### Problem
Go through the listing and copy each line with the string "React".
===== Dataset content =====
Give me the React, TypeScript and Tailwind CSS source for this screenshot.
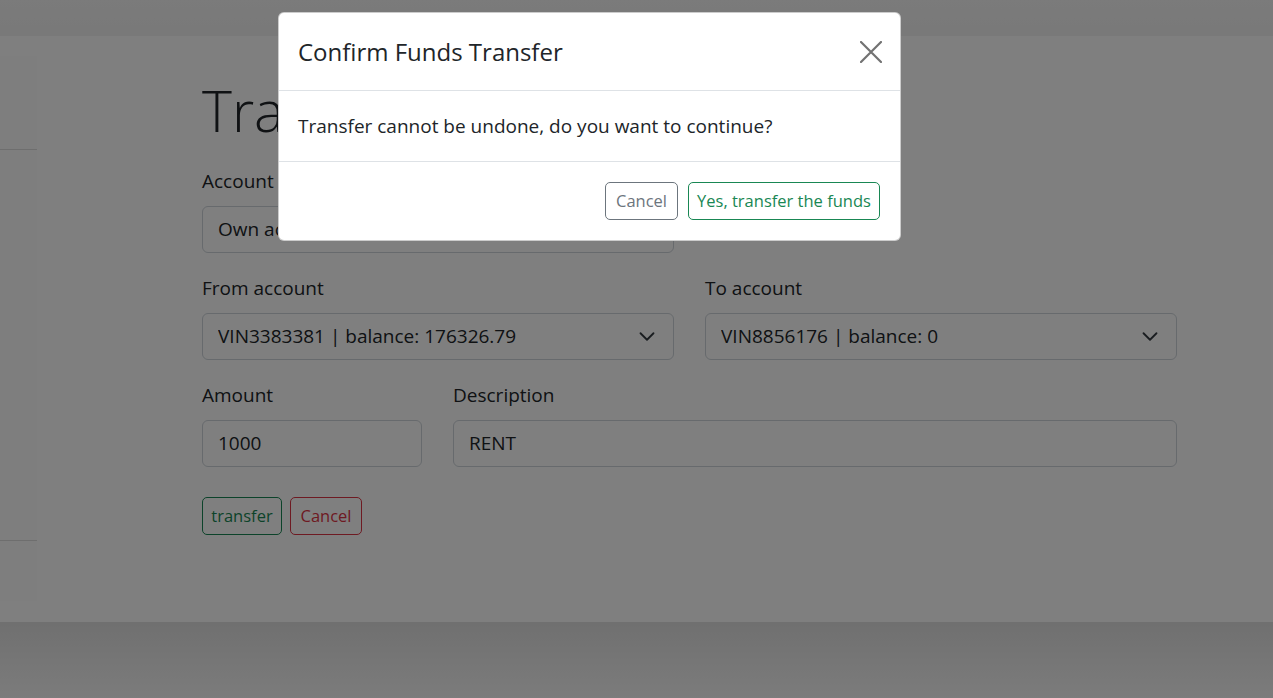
import React from 'react';

const Chevron = () => (
  <svg width="18" height="13" viewBox="0 0 16 12" fill="none" className="mr-[2px] shrink-0">
    <path d="m2 3 6 6 6-6" stroke="#343a40" strokeWidth="1.7" strokeLinecap="round" strokeLinejoin="round" />
  </svg>
);

function Field({ label, children }: { label: string; children: React.ReactNode }) {
  return (
    <div className="flex flex-col">
      <label className="mb-[10px] h-[30px] text-[19px] leading-[30px] text-[#212529]">{label}</label>
      {children}
    </div>
  );
}

function Select({ value }: { value: string }) {
  return (
    <div className="flex h-[47px] items-center justify-between rounded-[6px] border border-[#ced4da] bg-white pl-[15px] pr-[15px] text-[19px] text-[#212529]">
      <span className="truncate">{value}</span>
      <Chevron />
    </div>
  );
}

function Input({ value }: { value: string }) {
  return (
    <div className="flex h-[47px] items-center rounded-[6px] border border-[#ced4da] bg-white px-[15px] text-[19px] text-[#212529]">
      {value}
    </div>
  );
}

export default function App() {
  return (
    <div className="relative h-[698px] overflow-hidden bg-white font-['Open_Sans',sans-serif]">
      {/* top bar */}
      <div className="h-[36px] bg-gradient-to-b from-[#f6f6f6] to-[#f2f2f2]" />

      <div className="flex h-[586px]">
        {/* side panel */}
        <aside className="mt-[20px] flex h-[545px] w-[37px] flex-col bg-[#fcfcfc]">
          <div className="h-[94px] border-b border-[#dcdcdc]" />
          <div className="h-[391px] border-b border-[#dcdcdc]" />
        </aside>

        <main className="ml-[165px] w-[975px]">
          <h1 className="mt-[38px] mb-[20px] h-[72px] text-[57px] font-light leading-[72px] text-[#212529]">
            Transfer
          </h1>

          <div className="grid grid-cols-2 gap-x-[31px]">
            <Field label="Account type">
              <Select value="Own accounts" />
            </Field>
          </div>

          <div className="mt-[20px] grid grid-cols-2 gap-x-[31px]">
            <Field label="From account">
              <Select value="VIN3383381 | balance: 176326.79" />
            </Field>
            <Field label="To account">
              <Select value="VIN8856176 | balance: 0" />
            </Field>
          </div>

          <div className="mt-[20px] grid grid-cols-[220px_1fr] gap-x-[31px]">
            <Field label="Amount">
              <Input value="1000" />
            </Field>
            <Field label="Description">
              <Input value="RENT" />
            </Field>
          </div>

          <div className="mt-[30px] flex gap-[8px]">
            <button className="h-[38px] w-[80px] rounded-[5px] border border-[#198754] text-[16.5px] text-[#198754]">
              transfer
            </button>
            <button className="h-[38px] w-[72px] rounded-[5px] border border-[#dc3545] text-[16.5px] text-[#dc3545]">
              Cancel
            </button>
          </div>
        </main>
      </div>

      {/* footer */}
      <div className="h-[76px] bg-gradient-to-b from-[#e0e0e0] to-[#f8f8f8]" />

      {/* backdrop */}
      <div className="absolute inset-0 bg-black/50" />

      {/* modal */}
      <div className="absolute left-[278px] top-[12px] w-[623px] rounded-[6px] border border-black/20 bg-white">
        <div className="flex h-[78px] items-center justify-between border-b border-[#dee2e6] pl-[19px] pr-[18px]">
          <h5 className="text-[24px] font-medium leading-[37px] text-[#212529]">Confirm Funds Transfer</h5>
          <svg width="22" height="22" viewBox="0 0 22 22" className="opacity-55">
            <path d="M1 1 21 21M21 1 1 21" stroke="#000" strokeWidth="2.2" strokeLinecap="round" />
          </svg>
        </div>
        <div className="border-b border-[#dee2e6] px-[19px] py-[20px] text-[19px] leading-[30px] text-[#212529]">
          Transfer cannot be undone, do you want to continue?
        </div>
        <div className="flex h-[78px] items-center justify-end gap-[10px] pr-[20px]">
          <button className="h-[38px] w-[73px] rounded-[5px] border border-[#6c757d] text-[16.5px] text-[#6c757d]">
            Cancel
          </button>
          <button className="h-[38px] w-[192px] rounded-[5px] border border-[#198754] text-[16.5px] text-[#198754]">
            Yes, transfer the funds
          </button>
        </div>
      </div>
    </div>
  );
}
=====
### Finished answer
Give me the React, TypeScript and Tailwind CSS source for this screenshot.
import React from 'react';
function Field({ label, children }: { label: string; children: React.ReactNode }) {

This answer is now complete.